J'ai passé toute mon enfance avec lui. Je ne m'en portais pas plus mal. Je n'y faisais pas plus attention que ça, il était avec moi depuis ma naissance, son absence m'aurait sans doute fait
tiquer.
On a passé de belles années ensemble.
Puis, quand je suis allé faire mes études à Rennes, je me suis fait des nouveaux amis, et je l'ai peu à peu perdu de vue. De temps en temps, je le revoyais, mais ce n'était jamais très long.
Puis là, d'un coup, sans prévenir, je me re-retrouve avec lui.
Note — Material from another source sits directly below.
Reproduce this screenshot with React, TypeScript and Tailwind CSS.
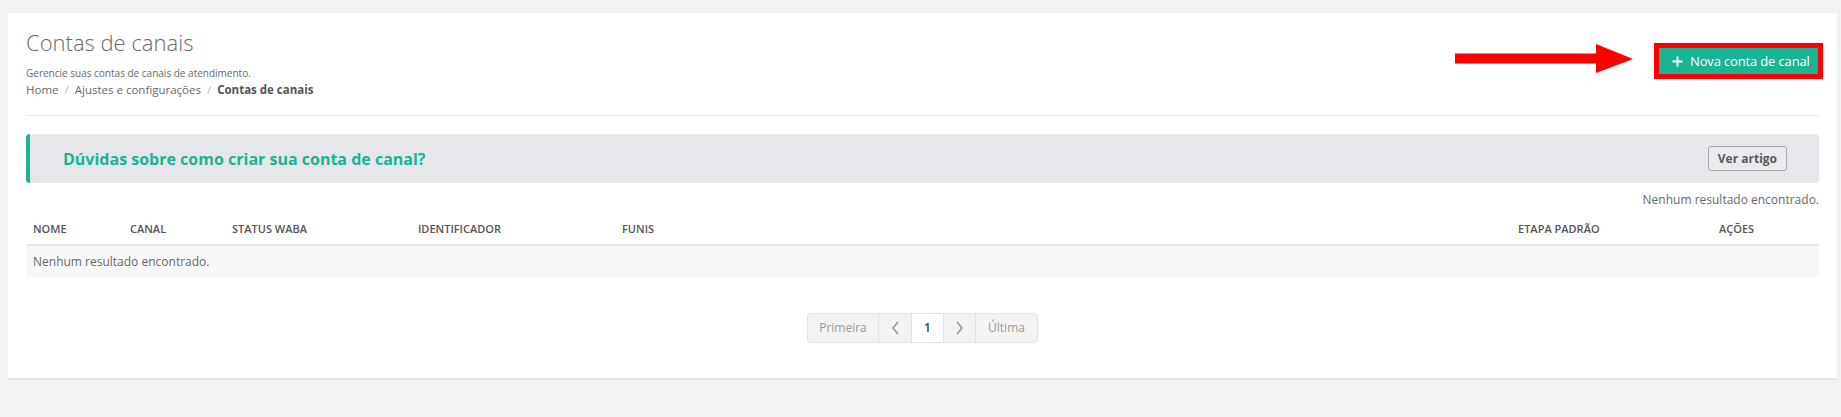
import React from "react";

const cols = [
  { label: "NOME", w: "w-[97px]" },
  { label: "CANAL", w: "w-[102px]" },
  { label: "STATUS WABA", w: "w-[186px]" },
  { label: "IDENTIFICADOR", w: "w-[204px]" },
  { label: "FUNIS", w: "w-[896px]" },
  { label: "ETAPA PADRÃO", w: "w-[201px]" },
  { label: "AÇÕES", w: "flex-1" },
];

export default function App() {
  return (
    <div
      className="min-h-[417px] bg-[#f2f2f2] pl-2 pr-[4px] pt-[13px] pb-[38px]"
      style={{ fontFamily: '"Open Sans", "Noto Sans", sans-serif' }}
    >
      <div className="bg-white border-b-2 border-[#e4e4e4] px-[18px] pt-[14px] pb-[35px]">
        {/* Header */}
        <div className="flex items-start justify-between">
          <div>
            <h1 className="text-[22px] font-light text-[#676a6c] leading-[30px]">
              Contas de canais
            </h1>
            <p className="text-[10px] text-[#676a6c] leading-[14px] mt-[9px]">
              Gerencie suas contas de canais de atendimento.
            </p>
            <div className="text-[11.5px] text-[#676a6c] leading-[17px] flex items-center mt-[1px]">
              <span>Home</span>
              <span className="px-[6px] text-[#bbb]">/</span>
              <span>Ajustes e configurações</span>
              <span className="px-[6px] text-[#bbb]">/</span>
              <span className="font-bold text-[#555]">Contas de canais</span>
            </div>
          </div>
          <div className="relative mt-[16px] mr-[-4px]">
            <svg
              className="absolute left-[-199px] top-[1px]"
              width="178"
              height="30"
              viewBox="0 0 178 30"
            >
              <rect x="0" y="9.5" width="143" height="10" fill="#ff0000" />
              <polygon points="141,0 178,15 141,29" fill="#ff0000" />
            </svg>
            <div className="border-[5px] border-[#ff0000]">
              <button className="w-[159px] flex items-center gap-[7px] bg-[#1ab394] text-white text-[13px] h-[26px] pl-[13px] leading-none whitespace-nowrap overflow-hidden">
                <svg width="11" height="11" viewBox="0 0 11 11" className="shrink-0">
                  <path d="M5.5 0.5v10M0.5 5.5h10" stroke="white" strokeWidth="1.8" />
                </svg>
                <span className="tracking-[-0.15px]">Nova conta de canal</span>
              </button>
            </div>
          </div>
        </div>

        <div className="h-px bg-[#e7eaec] mt-[17px]" />

        {/* Alert */}
        <div className="mt-[18px] h-[49px] bg-[#e6e7ea] border-l-4 border-[#1ab394] rounded-[4px] flex items-center justify-between pl-[33px] pr-[32px]">
          <span className="text-[16px] font-bold text-[#1ab394]">
            Dúvidas sobre como criar sua conta de canal?
          </span>
          <button className="h-[25px] px-[9px] border border-[#a9a9a9] rounded-[3px] text-[12px] font-bold text-[#5a5a5a] leading-none bg-[#e9eaed]">
            Ver artigo
          </button>
        </div>

        <div className="text-right text-[12px] text-[#676a6c] leading-[17px] mt-[8px]">
          Nenhum resultado encontrado.
        </div>

        {/* Table */}
        <div className="mt-[4px]">
          <div className="flex h-[34px] items-center border-b-2 border-[#e7e7e7]">
            {cols.map((c) => (
              <div
                key={c.label}
                className={`${c.w} pl-[7px] text-[11px] font-semibold text-[#555] leading-none`}
              >
                {c.label}
              </div>
            ))}
          </div>
          <div className="h-[31px] bg-[#f8f8f8] flex items-center pl-[7px] text-[12px] text-[#676a6c]">
            Nenhum resultado encontrado.
          </div>
        </div>

        {/* Pagination */}
        <div className="flex justify-center mt-[36px]">
          <div className="flex h-[30px] border border-[#e4e4e4] rounded-[4px] overflow-hidden text-[12px] text-[#999]">
            <div className="w-[71px] flex items-center justify-center bg-[#f3f3f3] border-r border-[#e4e4e4]">
              Primeira
            </div>
            <div className="w-[33px] flex items-center justify-center bg-[#f3f3f3] border-r border-[#e4e4e4]">
              <svg width="9" height="14" viewBox="0 0 9 14">
                <path d="M7 1L2 7l5 6" stroke="#999" strokeWidth="1.6" fill="none" />
              </svg>
            </div>
            <div className="w-[32px] flex items-center justify-center bg-white border-r border-[#e4e4e4] text-[#444] font-semibold">
              1
            </div>
            <div className="w-[32px] flex items-center justify-center bg-[#f3f3f3] border-r border-[#e4e4e4]">
              <svg width="9" height="14" viewBox="0 0 9 14">
                <path d="M2 1l5 6-5 6" stroke="#999" strokeWidth="1.6" fill="none" />
              </svg>
            </div>
            <div className="w-[61px] flex items-center justify-center bg-[#f3f3f3]">
              Última
            </div>
          </div>
        </div>
      </div>
    </div>
  );
}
Après pas loin de trois ans, je pense.
Qu'il est laid.
Ca ne m'était pas apparu à l'époque, mais maintenant, je me dis putain de merde, qu'il est laid.
Je veux plus le revoir.
Il n'y a décidément rien de plus affreux que le menton d'un ex-barbu.
Tout ça parce qu'on s'est mal compris avec la coiffeuse.
Je voulais bien qu'elle taille (la barbe, hein, la barbe), mais pas qu'elle tonde, bordel à cul !
Du coup, mon menton me saute aux yeux dès que je croise un miroir.
Et croyez-moi, un menton qui saute aux yeux, ça fait mal au coeur.
Putaing.
Vivement que ça repousse, quoi.
Et dire que tout ça c'est la faute à la grève des universitaires, là, cette sale engeance qui me laisse du temps libre pour aller au coiffeur. Que sinon j'aurais laissé faire ma mère, qui est pas
super douée, mais qui n'aurait pas touché à ma barbe.
Du coup, j'ai boycotté la manif d'aujourd'hui.
Je n'ose plus sortir, maintenant, de toute façon. Je ne peux pas exposer mon menton à la face du monde comme ça, je ferai chialer les gosses et fuir les femmes.
Le menton, décidément.
Je veux dire, quoi.
Quelle horreur.
Mais bon, ça va repousser. Seigneur, faites que ça aille vite.